From the listing below, copy word for word every line starting at the one that includes "Write the React, TypeScript" and ending at the one that includes "const [name, setName]"; the pictures are omitted.

**** Working data ****

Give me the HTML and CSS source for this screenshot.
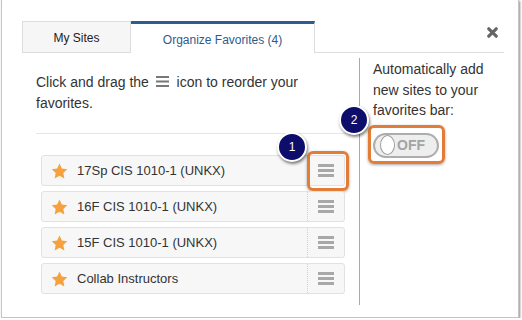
FILE: index.html
```html
<!DOCTYPE html>
<html lang="en">

<head>
    <meta charset="UTF-8">
    <meta name="viewport" content="width=device-width, initial-scale=1.0">
    <title>Organize Favorites</title>
    <link rel="stylesheet" href="styles.css">
</head>

<body>
    <div class="dialog">
        <div class="tabs-bar">
            <div class="tab">My Sites</div>
            <div class="tab active">Organize Favorites (4)</div>
            <button type="button" class="close-button" aria-label="Close">
                <svg width="11" height="11" viewBox="0 0 11 11">
                    <path d="M1.8 1.8L9.2 9.2M9.2 1.8L1.8 9.2" stroke="#666" stroke-width="3.2" stroke-linecap="round"></path>
                </svg>
            </button>
        </div>

        <div class="panes">
            <div class="pane-left">
                <p class="intro">Click and drag the
                    <svg class="inline-handle" width="13" height="11" viewBox="0 0 13 11">
                        <rect x="0" y="0" width="13" height="2" fill="#777"></rect>
                        <rect x="0" y="4.5" width="13" height="2" fill="#777"></rect>
                        <rect x="0" y="9" width="13" height="2" fill="#777"></rect>
                    </svg>
                    icon to reorder your favorites.</p>
                <div class="separator"></div>

                <ul class="fav-list">
                    <li class="fav-item">
                        <span class="star"><svg width="17" height="16" viewBox="0 0 24 23"><path d="M12 0.8l3.4 7.2 7.8 1-5.7 5.4 1.5 7.8L12 18.4l-7 3.8 1.5-7.8L0.8 9l7.8-1z" fill="#f7a13d"></path></svg></span>
                        <span class="fav-title">17Sp CIS 1010-1 (UNKX)</span>
                        <span class="handle"><i></i><i></i><i></i></span>
                        <span class="callout handle-callout"></span>
                        <span class="badge badge-one">1</span>
                    </li>
                    <li class="fav-item">
                        <span class="star"><svg width="17" height="16" viewBox="0 0 24 23"><path d="M12 0.8l3.4 7.2 7.8 1-5.7 5.4 1.5 7.8L12 18.4l-7 3.8 1.5-7.8L0.8 9l7.8-1z" fill="#f7a13d"></path></svg></span>
                        <span class="fav-title">16F CIS 1010-1 (UNKX)</span>
                        <span class="handle"><i></i><i></i><i></i></span>
                    </li>
                    <li class="fav-item">
                        <span class="star"><svg width="17" height="16" viewBox="0 0 24 23"><path d="M12 0.8l3.4 7.2 7.8 1-5.7 5.4 1.5 7.8L12 18.4l-7 3.8 1.5-7.8L0.8 9l7.8-1z" fill="#f7a13d"></path></svg></span>
                        <span class="fav-title">15F CIS 1010-1 (UNKX)</span>
                        <span class="handle"><i></i><i></i><i></i></span>
                    </li>
                    <li class="fav-item">
                        <span class="star"><svg width="17" height="16" viewBox="0 0 24 23"><path d="M12 0.8l3.4 7.2 7.8 1-5.7 5.4 1.5 7.8L12 18.4l-7 3.8 1.5-7.8L0.8 9l7.8-1z" fill="#f7a13d"></path></svg></span>
                        <span class="fav-title">Collab Instructors</span>
                        <span class="handle"><i></i><i></i><i></i></span>
                    </li>
                </ul>
            </div>

            <div class="pane-right">
                <p class="auto-add">Automatically add new sites to your favorites bar:</p>
                <div class="toggle-wrap">
                    <div class="toggle">
                        <span class="knob"></span>
                        <span class="toggle-label">OFF</span>
                    </div>
                    <span class="callout toggle-callout"></span>
                    <span class="badge badge-two">2</span>
                </div>
            </div>
        </div>
    </div>
</body>

</html>
```

FILE: styles.css
```css
body {
    margin: 0;
    background-color: #ffffff;
    font-family: "Liberation Sans", Arial, sans-serif;
    color: #333333;
}

.dialog {
    box-sizing: border-box;
    width: 518px;
    height: 318px;
    margin-left: 1px;
    padding: 21px 0 0 20px;
    border: 1px solid #c4c4c4;
    border-top: none;
    box-shadow: 1px 1px 2px rgba(0, 0, 0, 0.45);
    background-color: #ffffff;
}

.tabs-bar {
    display: flex;
    align-items: flex-start;
    width: 482px;
    height: 31px;
    border-bottom: 1px solid #dddddd;
}

.tab {
    box-sizing: border-box;
    height: 32px;
    padding-top: 9px;
    font-size: 12px;
    text-align: center;
    background-color: #f6f6f6;
    border: 1px solid #dddddd;
    border-bottom: none;
}

.tab:first-child {
    width: 109px;
    color: #222222;
    border-bottom: 1px solid #dddddd;
}

.tab.active {
    width: 184px;
    padding-top: 9px;
    background-color: #ffffff;
    border-top: 3px solid #2b5d95;
    border-left: none;
    color: #2e5b8e;
}

.close-button {
    display: flex;
    margin: 6px 6px 0 auto;
    padding: 0;
    border: none;
    background: none;
    cursor: pointer;
}

.panes {
    display: flex;
    height: 252px;
}

.pane-left {
    box-sizing: border-box;
    width: 337px;
    padding: 19px 13px 0 14px;
}

.intro {
    margin: 0;
    font-size: 14px;
    line-height: 21px;
}

.inline-handle {
    margin: 0 4px 0 3px;
    vertical-align: 0;
}

.separator {
    height: 1px;
    margin-top: 19px;
    background-color: #e6e6e6;
}

.fav-list {
    list-style: none;
    margin: 21px 1px 0 5px;
    padding: 0;
}

.fav-item {
    position: relative;
    display: flex;
    align-items: center;
    box-sizing: border-box;
    height: 31px;
    margin-bottom: 5px;
    background-color: #f7f7f7;
    border: 1px solid #e2e2e2;
    border-radius: 3px;
}

.star {
    display: flex;
    margin-left: 9px;
}

.fav-title {
    flex: 1;
    margin-left: 9px;
    font-size: 13px;
}

.handle {
    display: flex;
    flex-direction: column;
    justify-content: center;
    align-items: center;
    align-self: stretch;
    gap: 2.5px;
    width: 36px;
    border-left: 1px dotted #d0d0d0;
}

.handle i {
    display: block;
    width: 16px;
    height: 2.5px;
    background-color: #a8a8a8;
}

.pane-right {
    flex: 1;
    margin-top: 5px;
    padding: 1px 0 0 13px;
    border-left: 1px solid #a9a9a9;
}

.auto-add {
    width: 130px;
    margin: 0;
    font-size: 14px;
    line-height: 20.5px;
}

.toggle-wrap {
    position: relative;
    width: 66px;
    margin-top: 12px;
}

.toggle {
    display: flex;
    align-items: center;
    box-sizing: border-box;
    width: 66px;
    height: 25px;
    padding-left: 5px;
    border: 2px solid #adadad;
    border-radius: 13px;
    background-color: #eeeeee;
}

.knob {
    box-sizing: border-box;
    width: 15px;
    height: 20px;
    border: 1.5px solid #9c9c9c;
    border-radius: 50%;
    background-color: #ffffff;
}

.toggle-label {
    margin-left: 2px;
    font-size: 14px;
    font-weight: bold;
    color: #a3a3a3;
}

/* annotation overlays */
.callout {
    position: absolute;
    box-sizing: border-box;
    border: 3px solid #e27c37;
    border-radius: 6px;
    box-shadow: 0 1px 3px rgba(0, 0, 0, 0.35);
}

.handle-callout {
    left: 265px;
    top: -5px;
    width: 42px;
    height: 40px;
}

.toggle-callout {
    left: -5px;
    top: -8px;
    width: 77px;
    height: 39px;
}

.badge {
    position: absolute;
    box-sizing: border-box;
    width: 30px;
    height: 30px;
    border: 2px solid #ffffff;
    border-radius: 50%;
    background-color: #0d0d6b;
    box-shadow: 1px 2px 3px rgba(0, 0, 0, 0.5);
    color: #ffffff;
    font-size: 12px;
    line-height: 26px;
    text-align: center;
}

.badge-one {
    left: 235px;
    top: -24px;
}

.badge-two {
    left: -34px;
    top: -28px;
}
```
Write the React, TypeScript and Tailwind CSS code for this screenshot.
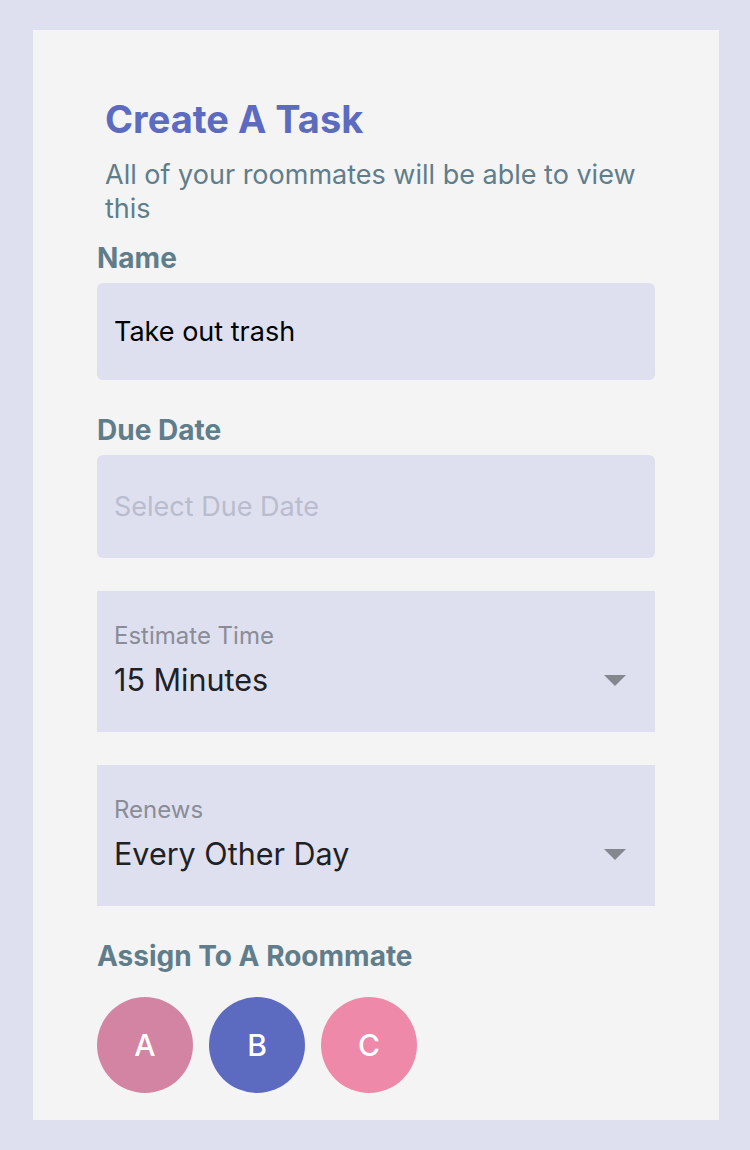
import { ChangeEvent, useState } from "react";

const roommates = [
  { letter: "A", color: "bg-[#d384a2]" },
  { letter: "B", color: "bg-[#5c6bc0]" },
  { letter: "C", color: "bg-[#ef89a9]" },
];

function Caret() {
  return (
    <svg width="22" height="11" viewBox="0 0 22 11" className="shrink-0">
      <path d="M0 0 L22 0 L11 11 Z" fill="#85878f" />
    </svg>
  );
}

function SelectBox({ label, value }: { label: string; value: string }) {
  return (
    <div className="flex h-[141px] flex-col bg-[#dee0f0] pl-[17px] pr-[29px] pt-[30px]">
      <span className="text-[24px] leading-[30px] text-[#8a8c97]">{label}</span>
      <div className="mt-[10px] flex items-center justify-between">
        <span className="text-[30.5px] leading-[38px] text-[#202124]">{value}</span>
        <Caret />
      </div>
    </div>
  );
}

export default function App() {
  const [name, setName] = useState("Take out trash");

  return (
    <div className="min-h-[1150px] bg-[#dee0f0] pb-[30px] pl-[33px] pr-[31px] pt-[30px] font-['Inter',sans-serif]">
      <div className="h-[1090px] bg-[#f4f4f4] px-[64px] pt-[66px]">
        <h1 className="pl-[8px] text-[38px] font-bold leading-[46px] text-[#5c6bc0]">Create A Task</h1>
        <p className="mt-[16px] pl-[8px] pr-[4px] text-[27px] leading-[34px] text-[#607d8b]">
          All of your roommates will be able to view this
        </p>

        <label className="mt-[15px] block text-[28px] font-bold leading-[34px] text-[#607d8b]">Name</label>
        <input
          value={name}
          onChange={(e: ChangeEvent<HTMLInputElement>) => setName(e.target.value)}
          className="mt-[8px] block h-[97px] w-full rounded-[6px] bg-[#dee0f0] px-[17px] text-[27px] text-black outline-none"
        />

        <label className="mt-[33px] block text-[28px] font-bold leading-[34px] text-[#607d8b]">Due Date</label>
        <input
          placeholder="Select Due Date"
          className="mt-[8px] block h-[103px] w-full rounded-[6px] bg-[#dee0f0] px-[17px] text-[27px] text-black outline-none placeholder:text-[#b9bccd]"
        />

        <div className="mt-[33px] flex flex-col gap-[33px]">
          <SelectBox label="Estimate Time" value="15 Minutes" />
          <SelectBox label="Renews" value="Every Other Day" />
        </div>

        <h2 className="mt-[33px] text-[28px] font-bold leading-[34px] text-[#607d8b]">Assign To A Roommate</h2>
        <div className="mt-[24px] flex gap-[16px]">
          {roommates.map((r) => (
            <button
              key={r.letter}
              className={`flex h-[96px] w-[96px] items-center justify-center rounded-full text-[30px] font-medium text-white ${r.color}`}
            >
              {r.letter}
            </button>
          ))}
        </div>
      </div>
    </div>
  );
}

****

Task solution:
Write the React, TypeScript and Tailwind CSS code for this screenshot.
import { ChangeEvent, useState } from "react";

const roommates = [
  { letter: "A", color: "bg-[#d384a2]" },
  { letter: "B", color: "bg-[#5c6bc0]" },
  { letter: "C", color: "bg-[#ef89a9]" },
];

function Caret() {
  return (
    <svg width="22" height="11" viewBox="0 0 22 11" className="shrink-0">
      <path d="M0 0 L22 0 L11 11 Z" fill="#85878f" />
    </svg>
  );
}

function SelectBox({ label, value }: { label: string; value: string }) {
  return (
    <div className="flex h-[141px] flex-col bg-[#dee0f0] pl-[17px] pr-[29px] pt-[30px]">
      <span className="text-[24px] leading-[30px] text-[#8a8c97]">{label}</span>
      <div className="mt-[10px] flex items-center justify-between">
        <span className="text-[30.5px] leading-[38px] text-[#202124]">{value}</span>
        <Caret />
      </div>
    </div>
  );
}

export default function App() {
  const [name, setName] = useState("Take out trash");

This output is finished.